_TASK TO CARRY OUT:_
What is the number of lines containing the string "index"? Answer with the number only.

_DATA SECTION:_
[Begin]
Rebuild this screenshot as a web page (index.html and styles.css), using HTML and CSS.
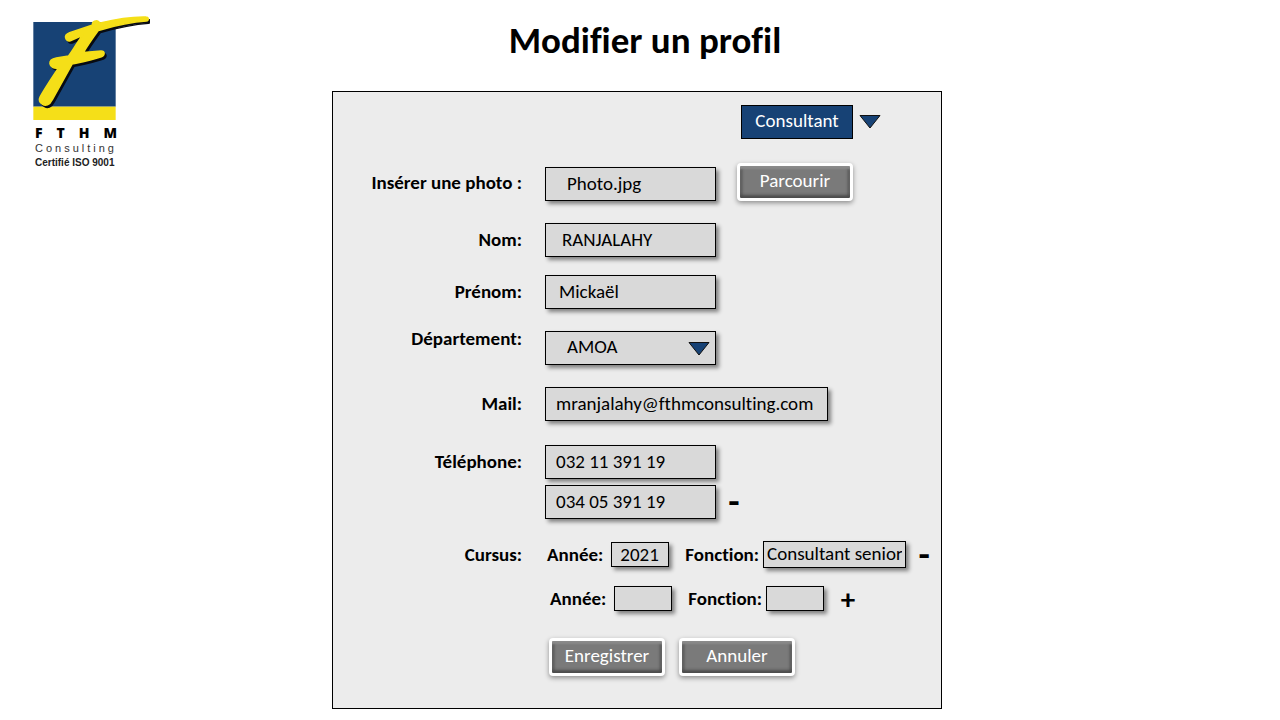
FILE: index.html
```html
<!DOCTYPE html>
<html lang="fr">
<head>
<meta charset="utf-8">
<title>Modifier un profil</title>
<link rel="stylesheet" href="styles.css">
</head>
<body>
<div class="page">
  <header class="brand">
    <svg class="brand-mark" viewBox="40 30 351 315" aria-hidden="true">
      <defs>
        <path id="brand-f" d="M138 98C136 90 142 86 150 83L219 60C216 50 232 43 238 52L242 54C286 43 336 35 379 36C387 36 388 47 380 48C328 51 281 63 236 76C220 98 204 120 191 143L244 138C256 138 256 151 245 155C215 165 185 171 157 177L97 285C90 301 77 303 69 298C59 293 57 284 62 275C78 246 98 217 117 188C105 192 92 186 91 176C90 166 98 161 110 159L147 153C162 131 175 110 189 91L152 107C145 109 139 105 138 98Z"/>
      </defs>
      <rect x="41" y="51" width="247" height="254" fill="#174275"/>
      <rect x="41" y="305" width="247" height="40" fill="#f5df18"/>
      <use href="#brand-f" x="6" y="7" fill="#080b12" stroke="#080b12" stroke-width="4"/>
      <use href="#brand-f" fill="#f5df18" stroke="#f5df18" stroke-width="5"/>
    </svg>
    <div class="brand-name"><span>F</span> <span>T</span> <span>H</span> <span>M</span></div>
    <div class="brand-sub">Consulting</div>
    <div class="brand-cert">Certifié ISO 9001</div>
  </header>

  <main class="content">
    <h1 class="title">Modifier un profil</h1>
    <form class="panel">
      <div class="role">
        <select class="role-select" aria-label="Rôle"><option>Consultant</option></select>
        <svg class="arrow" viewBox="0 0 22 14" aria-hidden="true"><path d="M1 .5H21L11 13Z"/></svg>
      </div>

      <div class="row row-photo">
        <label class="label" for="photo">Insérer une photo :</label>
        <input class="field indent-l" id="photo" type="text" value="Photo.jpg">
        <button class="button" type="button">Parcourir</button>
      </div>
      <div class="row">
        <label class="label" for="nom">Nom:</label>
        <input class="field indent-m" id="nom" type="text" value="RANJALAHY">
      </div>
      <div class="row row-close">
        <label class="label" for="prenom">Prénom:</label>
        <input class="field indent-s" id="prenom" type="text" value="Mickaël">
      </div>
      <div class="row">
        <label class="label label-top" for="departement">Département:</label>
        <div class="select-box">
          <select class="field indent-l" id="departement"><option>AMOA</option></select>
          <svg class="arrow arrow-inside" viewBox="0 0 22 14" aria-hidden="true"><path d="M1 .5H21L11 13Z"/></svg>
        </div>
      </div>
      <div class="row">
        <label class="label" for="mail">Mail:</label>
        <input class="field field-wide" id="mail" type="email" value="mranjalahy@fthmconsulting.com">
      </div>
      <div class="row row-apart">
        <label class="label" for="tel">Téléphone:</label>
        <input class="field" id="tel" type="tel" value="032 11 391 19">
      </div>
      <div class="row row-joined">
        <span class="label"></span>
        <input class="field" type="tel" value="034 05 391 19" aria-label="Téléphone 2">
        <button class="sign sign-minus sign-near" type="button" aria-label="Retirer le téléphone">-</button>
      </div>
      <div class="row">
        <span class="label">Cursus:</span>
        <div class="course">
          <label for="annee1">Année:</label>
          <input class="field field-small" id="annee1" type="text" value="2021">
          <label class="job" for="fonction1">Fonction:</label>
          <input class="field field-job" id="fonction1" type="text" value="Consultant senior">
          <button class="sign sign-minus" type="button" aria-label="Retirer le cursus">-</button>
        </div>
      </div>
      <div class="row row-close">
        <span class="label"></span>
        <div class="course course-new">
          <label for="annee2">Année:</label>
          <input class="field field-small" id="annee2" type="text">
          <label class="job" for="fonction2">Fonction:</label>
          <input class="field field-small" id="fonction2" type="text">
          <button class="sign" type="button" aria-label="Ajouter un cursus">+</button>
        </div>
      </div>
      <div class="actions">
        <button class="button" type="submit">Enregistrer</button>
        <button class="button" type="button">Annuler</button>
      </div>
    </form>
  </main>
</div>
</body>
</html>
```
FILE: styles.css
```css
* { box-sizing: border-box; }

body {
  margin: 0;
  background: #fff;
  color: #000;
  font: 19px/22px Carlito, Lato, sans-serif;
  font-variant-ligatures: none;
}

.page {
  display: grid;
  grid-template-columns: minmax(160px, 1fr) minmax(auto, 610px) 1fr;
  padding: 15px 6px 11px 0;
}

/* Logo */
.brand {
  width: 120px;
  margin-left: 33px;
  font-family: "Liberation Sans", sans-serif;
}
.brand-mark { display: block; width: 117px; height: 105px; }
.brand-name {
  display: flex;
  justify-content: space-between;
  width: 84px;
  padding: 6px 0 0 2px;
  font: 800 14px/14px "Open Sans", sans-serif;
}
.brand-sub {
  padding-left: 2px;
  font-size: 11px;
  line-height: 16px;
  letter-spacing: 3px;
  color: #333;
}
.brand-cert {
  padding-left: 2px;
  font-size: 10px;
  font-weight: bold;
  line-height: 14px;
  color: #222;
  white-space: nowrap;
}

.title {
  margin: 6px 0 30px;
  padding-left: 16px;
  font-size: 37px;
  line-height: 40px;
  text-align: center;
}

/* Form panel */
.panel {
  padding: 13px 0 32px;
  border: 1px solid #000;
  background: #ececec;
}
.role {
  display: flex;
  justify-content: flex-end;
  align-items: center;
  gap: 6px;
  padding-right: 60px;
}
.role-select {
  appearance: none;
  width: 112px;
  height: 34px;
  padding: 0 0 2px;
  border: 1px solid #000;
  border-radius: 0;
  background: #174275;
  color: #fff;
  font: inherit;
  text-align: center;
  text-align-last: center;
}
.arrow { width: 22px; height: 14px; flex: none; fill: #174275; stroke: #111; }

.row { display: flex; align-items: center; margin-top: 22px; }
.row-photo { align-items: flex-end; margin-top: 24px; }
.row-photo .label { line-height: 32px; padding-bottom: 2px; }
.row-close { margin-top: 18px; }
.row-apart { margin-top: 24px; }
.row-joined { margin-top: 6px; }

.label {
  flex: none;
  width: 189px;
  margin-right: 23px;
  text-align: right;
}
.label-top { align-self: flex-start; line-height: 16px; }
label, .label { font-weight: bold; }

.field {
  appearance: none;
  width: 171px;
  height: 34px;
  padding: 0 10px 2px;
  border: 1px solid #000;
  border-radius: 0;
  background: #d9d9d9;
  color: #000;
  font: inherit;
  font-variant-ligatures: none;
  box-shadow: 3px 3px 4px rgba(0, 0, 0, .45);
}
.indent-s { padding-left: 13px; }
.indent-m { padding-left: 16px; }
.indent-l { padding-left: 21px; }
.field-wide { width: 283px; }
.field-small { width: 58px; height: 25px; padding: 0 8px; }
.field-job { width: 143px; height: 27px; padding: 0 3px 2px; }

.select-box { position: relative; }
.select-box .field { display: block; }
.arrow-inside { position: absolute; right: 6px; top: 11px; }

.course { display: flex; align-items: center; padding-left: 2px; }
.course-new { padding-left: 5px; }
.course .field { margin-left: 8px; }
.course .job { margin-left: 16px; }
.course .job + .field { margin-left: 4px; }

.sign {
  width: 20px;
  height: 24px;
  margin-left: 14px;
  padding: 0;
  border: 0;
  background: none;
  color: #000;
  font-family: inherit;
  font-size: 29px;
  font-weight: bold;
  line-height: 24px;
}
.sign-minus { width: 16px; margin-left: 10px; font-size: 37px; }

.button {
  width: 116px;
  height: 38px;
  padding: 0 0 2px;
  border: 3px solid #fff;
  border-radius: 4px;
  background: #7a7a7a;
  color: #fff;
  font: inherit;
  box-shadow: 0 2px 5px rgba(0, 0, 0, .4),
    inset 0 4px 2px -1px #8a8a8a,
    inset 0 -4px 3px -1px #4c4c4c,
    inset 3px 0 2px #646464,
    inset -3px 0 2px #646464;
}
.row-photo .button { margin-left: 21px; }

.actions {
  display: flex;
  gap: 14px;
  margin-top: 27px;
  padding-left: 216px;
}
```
[End]
_OUTPUT OF THE TASK:_
2